Whatever happens to Yeltsin now, I hope Paul Gascoigne survives to have a better life. Yes, there is much about him that is appalling. His oafishness, his wife-beating, do not inspire compassion. But he deserves a break. The decision to enter a treatment centre is the bravest thing he has ever done. Gascoigne has given himself a chance to become somebody new, a person he may not recognise. Only those who have been inside the walls of detox and recovery know quite the journey he has embarked on. It begins as a physical trial but it becomes, with effort, a spiritual journey.

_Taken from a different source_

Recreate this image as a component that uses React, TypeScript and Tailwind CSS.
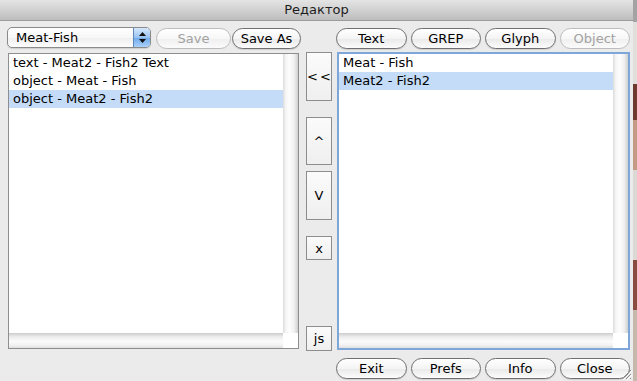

There are those of you who may laugh at the juxtaposition of the concepts "spiritual" and "Gazza" in the same paragraph. But, for now, it may be better to suspend your cynicism. Recovery is based on the principle that everybody is cap able of change - including Paul Gascoigne. Far from embracing any simpering victim culture, the alcoholic will be asked to take responsibility for his own mistakes.

To recover in the full glare of the media is naturally particularly difficult. There can have been few descents into the hell of alcoholism more public than that of Paul Gascoigne. And yet, the worst of it was hidden from public view, hidden in the mind where no telephoto lens can reach.When Gascoigne emerges from treatment there will be countless reptiles waiting for him to slip up. The unhappy example of George Best is a warning to Gascoigne of the treatment he can expect if he does fall off the wagon: alcoholism as a soap opera, a long-running tabloid farce, in which the paragraphs get shorter and shorter with the years.

But for all the denial that still exists in society, these are more enlightened times than those in which George Best, and indeed Boris Yeltsin, fell into drunkenness. Help, as they say, is available.

I am not a soccer fan. I have no interests in common with Paul Gascoigne. I doubt if he and I would have much to say to each other if we were trapped in a lift together. But I hope like crazy that he makes it.